Imagine what they can do together.
By sharing research and analysis, building crucial connections, and fostering innovative partnerships, cities and businesses can accelerate progress toward our climate goals – progress we sorely need.
That’s why the Center for Climate and Energy Solutions (C2ES) and The U.S. Conference of Mayors are teaming up to create the new Alliance for a Sustainable Future. This alliance will help mayors and business leaders develop concrete approaches to reduce carbon emissions, speed deployment of new technology, and implement sustainable development strategies.
City and business action and input are vital as states consider how they will implement the Clean Power Plan, and as the U.S. works toward its Paris Agreement goal to reduce emissions 26-28 percent by 2025.
Through the Alliance, we plan to:
- Improve city and business engagement with state climate planning to add to our overall emissions-cutting efforts.
- Provide a forum for problem solving among cities, businesses, and states, and build platforms for more public-private partnerships on climate and sustainability.
- Identify best practices for coordinated action by cities, businesses, and states to reduce greenhouse gas emissions and deal with the consequences of climate impacts.
About the alliance
C2ES has long been a voice for pragmatic policy and a catalyst for constructive business engagement on climate change. Our Business Environmental Leadership Council, created in 1998, brings together industry-leading, mostly Fortune 500 companies across a range of sectors that are committed to climate action and support mandatory climate policy. C2ES has also been working closely with states and cities, including on implementation options for the Clean Power Plan.
The U.S. Conference of Mayors has long been a leader on climate change. In 2005, more than 1,000 mayors signed the Mayors’ Climate Protection Agreement, a landmark pledge to take local action to reduce carbon emissions. That pledge was updated in 2014 to also focus on making cities more resilient to climate impacts. The U.S. Conference of Mayors has encouraged federal and state cooperation with mayors to accelerate clean energy and energy efficiency.
Cities and companies in action
As the Alliance’s co-chair, Santa Fe Mayor Javier Gonzales, said: “Cities are our nation’s economic powerhouses, making them a key proving ground for policies to increase energy efficiency, deploy clean energy, and foster clean transportation.”
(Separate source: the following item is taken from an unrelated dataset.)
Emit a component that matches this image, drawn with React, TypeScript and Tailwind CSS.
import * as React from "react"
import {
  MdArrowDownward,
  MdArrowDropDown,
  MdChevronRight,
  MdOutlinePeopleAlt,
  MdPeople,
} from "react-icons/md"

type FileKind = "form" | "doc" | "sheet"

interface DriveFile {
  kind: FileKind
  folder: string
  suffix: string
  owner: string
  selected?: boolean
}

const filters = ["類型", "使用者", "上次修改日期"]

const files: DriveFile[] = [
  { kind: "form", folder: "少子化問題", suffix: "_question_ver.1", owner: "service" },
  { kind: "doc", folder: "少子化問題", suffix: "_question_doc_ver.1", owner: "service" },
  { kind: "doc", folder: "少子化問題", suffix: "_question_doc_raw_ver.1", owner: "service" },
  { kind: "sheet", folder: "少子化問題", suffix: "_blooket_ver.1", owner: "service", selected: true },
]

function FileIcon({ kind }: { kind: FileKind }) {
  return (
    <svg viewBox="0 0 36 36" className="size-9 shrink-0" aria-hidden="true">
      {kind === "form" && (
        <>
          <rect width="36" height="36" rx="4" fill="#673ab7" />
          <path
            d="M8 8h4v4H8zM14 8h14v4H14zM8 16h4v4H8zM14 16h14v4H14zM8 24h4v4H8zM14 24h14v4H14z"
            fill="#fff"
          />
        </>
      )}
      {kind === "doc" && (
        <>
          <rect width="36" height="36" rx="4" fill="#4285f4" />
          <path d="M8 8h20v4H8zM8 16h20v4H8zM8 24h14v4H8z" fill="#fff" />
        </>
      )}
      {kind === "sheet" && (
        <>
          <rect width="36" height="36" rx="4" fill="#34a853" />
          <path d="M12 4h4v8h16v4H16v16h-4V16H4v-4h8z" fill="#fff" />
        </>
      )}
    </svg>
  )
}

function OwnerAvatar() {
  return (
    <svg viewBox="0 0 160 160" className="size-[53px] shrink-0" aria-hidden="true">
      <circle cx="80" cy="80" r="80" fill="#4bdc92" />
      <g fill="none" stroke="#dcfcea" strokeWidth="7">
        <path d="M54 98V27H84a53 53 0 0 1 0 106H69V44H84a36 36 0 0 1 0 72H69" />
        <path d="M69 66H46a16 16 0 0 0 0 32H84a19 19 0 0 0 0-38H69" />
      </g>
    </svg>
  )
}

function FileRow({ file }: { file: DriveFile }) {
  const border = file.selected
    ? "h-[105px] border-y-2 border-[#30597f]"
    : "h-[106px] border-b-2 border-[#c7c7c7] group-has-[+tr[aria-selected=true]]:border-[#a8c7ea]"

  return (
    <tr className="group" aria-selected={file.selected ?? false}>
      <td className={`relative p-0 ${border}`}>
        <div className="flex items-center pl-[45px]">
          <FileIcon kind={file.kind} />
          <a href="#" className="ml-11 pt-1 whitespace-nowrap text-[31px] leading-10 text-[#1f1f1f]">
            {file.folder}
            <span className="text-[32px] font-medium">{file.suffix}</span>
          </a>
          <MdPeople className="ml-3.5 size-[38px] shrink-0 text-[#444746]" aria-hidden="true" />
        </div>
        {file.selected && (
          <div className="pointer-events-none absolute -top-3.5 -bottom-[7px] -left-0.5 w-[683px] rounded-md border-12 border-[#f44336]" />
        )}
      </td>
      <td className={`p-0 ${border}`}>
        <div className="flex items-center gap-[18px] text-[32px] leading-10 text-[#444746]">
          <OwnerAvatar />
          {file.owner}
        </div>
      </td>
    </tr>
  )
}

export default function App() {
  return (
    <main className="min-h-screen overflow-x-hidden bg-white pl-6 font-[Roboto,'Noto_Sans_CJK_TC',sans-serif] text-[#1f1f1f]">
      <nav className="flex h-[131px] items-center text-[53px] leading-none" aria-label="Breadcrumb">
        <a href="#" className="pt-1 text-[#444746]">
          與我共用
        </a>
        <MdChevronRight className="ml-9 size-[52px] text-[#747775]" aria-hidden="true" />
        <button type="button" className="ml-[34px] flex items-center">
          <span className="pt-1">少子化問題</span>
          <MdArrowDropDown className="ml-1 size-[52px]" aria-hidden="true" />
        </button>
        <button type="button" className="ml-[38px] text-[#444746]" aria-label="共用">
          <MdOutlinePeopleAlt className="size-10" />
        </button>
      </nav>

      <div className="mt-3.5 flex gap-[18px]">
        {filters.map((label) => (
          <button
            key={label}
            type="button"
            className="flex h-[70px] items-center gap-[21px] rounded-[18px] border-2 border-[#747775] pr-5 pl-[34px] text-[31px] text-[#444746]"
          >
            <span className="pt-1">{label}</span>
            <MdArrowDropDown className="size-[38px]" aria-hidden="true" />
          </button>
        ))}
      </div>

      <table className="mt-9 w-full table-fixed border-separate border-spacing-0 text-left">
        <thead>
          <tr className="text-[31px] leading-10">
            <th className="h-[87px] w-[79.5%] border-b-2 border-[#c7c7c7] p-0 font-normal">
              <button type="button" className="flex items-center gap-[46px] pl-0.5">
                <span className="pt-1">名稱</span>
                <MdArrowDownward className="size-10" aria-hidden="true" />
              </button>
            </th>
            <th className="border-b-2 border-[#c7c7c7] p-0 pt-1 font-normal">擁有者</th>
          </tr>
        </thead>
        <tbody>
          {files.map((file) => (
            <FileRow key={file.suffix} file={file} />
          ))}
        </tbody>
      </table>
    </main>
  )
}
Cities are taking the lead in advancing more energy-efficient buildings; tracking electricity and water use, setting emissions reduction targets, and promoting electric vehicles. These programs make for stronger and more resilient communities and economies.
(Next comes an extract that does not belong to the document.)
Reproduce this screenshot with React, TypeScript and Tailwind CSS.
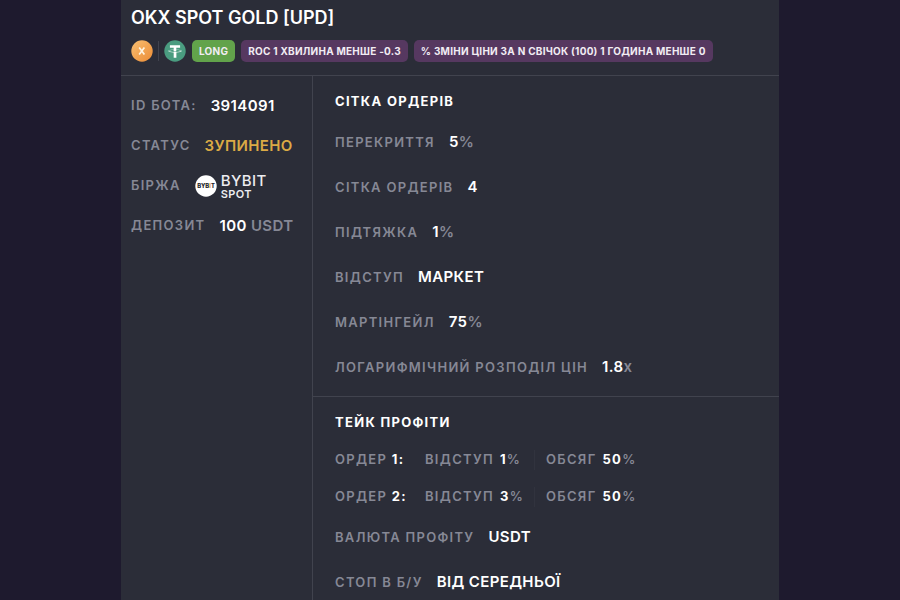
import type { ReactNode } from 'react';
import clsx from 'clsx';

interface FieldProps {
  label: string;
  className?: string;
  children: ReactNode;
}

interface TakeProfit {
  id: number;
  offset: number;
  volume: number;
}

const takeProfits: TakeProfit[] = [
  { id: 1, offset: 1, volume: 50 },
  { id: 2, offset: 3, volume: 50 },
];

const conditions = [
  'ROC 1 ХВИЛИНА МЕНШЕ -0.3',
  '% ЗМІНИ ЦІНИ ЗА N СВІЧОК (100) 1 ГОДИНА МЕНШЕ 0',
];

function Field({ label, className, children }: FieldProps) {
  return (
    <div className={clsx('flex items-center gap-3.5', className)}>
      <dt className="text-[13px] font-semibold tracking-widest text-[#868895]">{label}</dt>
      <dd className="text-[15px] font-semibold tracking-wide text-white">{children}</dd>
    </div>
  );
}

function Unit({ children }: { children: ReactNode }) {
  return <span className="text-[#868895]">{children}</span>;
}

function Badge({ color, children }: { color: string; children: ReactNode }) {
  return (
    <span className={clsx('flex h-[22px] items-center rounded-[5px] px-[7px] text-[10px] font-bold tracking-wide text-[#f1ecf3]', color)}>
      {children}
    </span>
  );
}

function SectionTitle({ children }: { children: ReactNode }) {
  return <h2 className="text-[13px] leading-5 font-bold tracking-widest text-white">{children}</h2>;
}

function GoldIcon() {
  return (
    <svg viewBox="0 0 22 22" className="size-[22px]" aria-hidden="true">
      <defs>
        <linearGradient id="gold" x1="0" y1="0" x2="1" y2="1">
          <stop offset="0" stopColor="#f8bf72" />
          <stop offset="1" stopColor="#ec8c35" />
        </linearGradient>
      </defs>
      <circle cx="11" cy="11" r="10.7" fill="url(#gold)" />
      <path d="M8.2 7.6l5.2 6.8M13.4 7.6l-5.2 6.8" stroke="#fff4e2" strokeWidth="1.7" />
    </svg>
  );
}

function TetherIcon() {
  return (
    <svg viewBox="0 0 32 32" className="size-[22px]" aria-hidden="true">
      <circle cx="16" cy="16" r="15.6" fill="#4a9c80" />
      <path
        fill="#fff"
        d="M17.9 17.4v-.1c-.1 0-.7.1-1.9.1-1 0-1.7 0-2-.1v.1c-3.9-.2-6.9-.9-6.9-1.7s3-1.5 6.9-1.7v2.7c.3 0 1 .1 2 .1 1.2 0 1.8-.1 1.9-.1V14c3.9.2 6.8.9 6.8 1.7s-2.900 1.500-6.800 1.700m0-3.600v-2.400h5.500V7.700H8.600v3.700h5.500v2.400c-4.500.2-7.800 1.100-7.800 2.200s3.300 1.900 7.800 2.200v7.700H18v-7.700c4.500-.2 7.800-1.100 7.800-2.200s-3.400-2-7.900-2.200"
      />
    </svg>
  );
}

function BybitIcon() {
  return (
    <svg viewBox="0 0 22 22" className="size-[22px] tracking-normal" aria-hidden="true">
      <circle cx="11" cy="11" r="10.7" fill="#fff" />
      <text x="11" y="13" textAnchor="middle" fontSize="5.8" fontWeight="800" fill="#24252c">
        BYB<tspan fill="#dfa23c">I</tspan>T
      </text>
    </svg>
  );
}

export default function App() {
  return (
    <div className="flex min-h-screen justify-center bg-[#1e1a2e] font-['Inter','Noto_Sans',sans-serif]">
      <main className="flex w-full max-w-[658px] flex-col bg-[#2b2d38]">
        <header className="border-b border-[#41434e] px-[10px] pt-1.5 pb-[13px]">
          <h1 className="text-[18px] leading-6 font-semibold text-white">OKX SPOT GOLD [UPD]</h1>
          <div className="mt-2.5 flex flex-wrap items-center gap-1.5">
            <GoldIcon />
            <span className="-mx-px h-5 w-px bg-[#41434e]" />
            <TetherIcon />
            <Badge color="bg-[#62a34b]">LONG</Badge>
            {conditions.map((condition) => (
              <Badge key={condition} color="bg-[#563860]">
                {condition}
              </Badge>
            ))}
          </div>
        </header>

        <div className="flex grow">
          <aside className="w-48 shrink-0 border-r border-[#41434e] px-[10px] pt-[10px]">
            <dl>
              <Field label="ID БОТА:" className="h-10">
                3914091
              </Field>
              <Field label="СТАТУС" className="h-10">
                <span className="text-[#dcaa45]">ЗУПИНЕНО</span>
              </Field>
              <Field label="БІРЖА" className="h-10">
                <span className="flex items-center gap-1">
                  <BybitIcon />
                  <span className="flex flex-col text-[#ececf0]">
                    <span className="text-[15px] leading-[15px] font-medium">BYBIT</span>
                    <span className="text-[11px] leading-3">SPOT</span>
                  </span>
                </span>
              </Field>
              <Field label="ДЕПОЗИТ" className="h-10">
                100 <Unit>USDT</Unit>
              </Field>
            </dl>
          </aside>

          <div className="min-w-0 grow">
            <section className="border-b border-[#41434e] px-[22px] pt-[15px] pb-1.5">
              <SectionTitle>СІТКА ОРДЕРІВ</SectionTitle>
              <dl className="mt-[9px]">
                <Field label="ПЕРЕКРИТТЯ" className="h-[45px]">
                  5<Unit>%</Unit>
                </Field>
                <Field label="СІТКА ОРДЕРІВ" className="h-[45px]">
                  4
                </Field>
                <Field label="ПІДТЯЖКА" className="h-[45px]">
                  1<Unit>%</Unit>
                </Field>
                <Field label="ВІДСТУП" className="h-[45px]">
                  МАРКЕТ
                </Field>
                <Field label="МАРТІНГЕЙЛ" className="h-[45px]">
                  75<Unit>%</Unit>
                </Field>
                <Field label="ЛОГАРИФМІЧНИЙ РОЗПОДІЛ ЦІН" className="h-[45px]">
                  1.8<Unit>x</Unit>
                </Field>
              </dl>
            </section>

            <section className="px-[22px] pt-[15px]">
              <SectionTitle>ТЕЙК ПРОФІТИ</SectionTitle>
              <ul className="mt-[9px] text-[13px] font-semibold tracking-widest text-[#868895]">
                {takeProfits.map((order) => (
                  <li key={order.id} className="flex h-[37px] items-center">
                    <span className="w-[90px]">
                      ОРДЕР <b className="font-bold text-white">{order.id}:</b>
                    </span>
                    <span className="flex h-5 w-[110px] items-center gap-1.5 border-r border-[#31333e]">
                      ВІДСТУП
                      <span>
                        <b className="font-bold text-white">{order.offset}</b>%
                      </span>
                    </span>
                    <span className="flex items-center gap-1.5 pl-[11px]">
                      ОБСЯГ
                      <span>
                        <b className="font-bold text-white">{order.volume}</b>%
                      </span>
                    </span>
                  </li>
                ))}
              </ul>
              <dl>
                <Field label="ВАЛЮТА ПРОФІТУ" className="h-[45px]">
                  USDT
                </Field>
                <Field label="СТОП В Б/У" className="h-[45px]">
                  ВІД СЕРЕДНЬОЇ
                </Field>
              </dl>
            </section>
          </div>
        </div>
      </main>
    </div>
  );
}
A number of cities, including Los Angeles, are even setting a goal of being powered by 100 percent renewable energy.
Companies are investing in clean energy projects, reducing emissions throughout the supply chain, establishing internal carbon pricing, and helping customers reduce their carbon footprint. More than 150 companies have signed the American Business Act on Climate Pledge, committing to steps such as saving energy and reducing water usage.
These steps, over and above regulatory requirements, could produce greater emission reductions than we can foresee.
Taking the next step
Climate change is global, but the impacts are local, and our communities are already experiencing them, including more frequent and intense heat waves, heavy downpours, and rising sea level. How we reduce climate-altering emissions will have implications for economic development, public health, and community wellbeing, especially for our most vulnerable populations.
Cities and businesses both have a strong interest in cost-effective approaches. Local-level and business innovation is critical to the success of the Clean Power Plan and other state and federal policies to shrink our carbon footprint. And these successes will point the way to a national strategy to help us transition to a clean energy future.
Separately, cities and businesses have already been demonstrating climate leadership. Together, we can put our foot on the accelerator and reach our goals.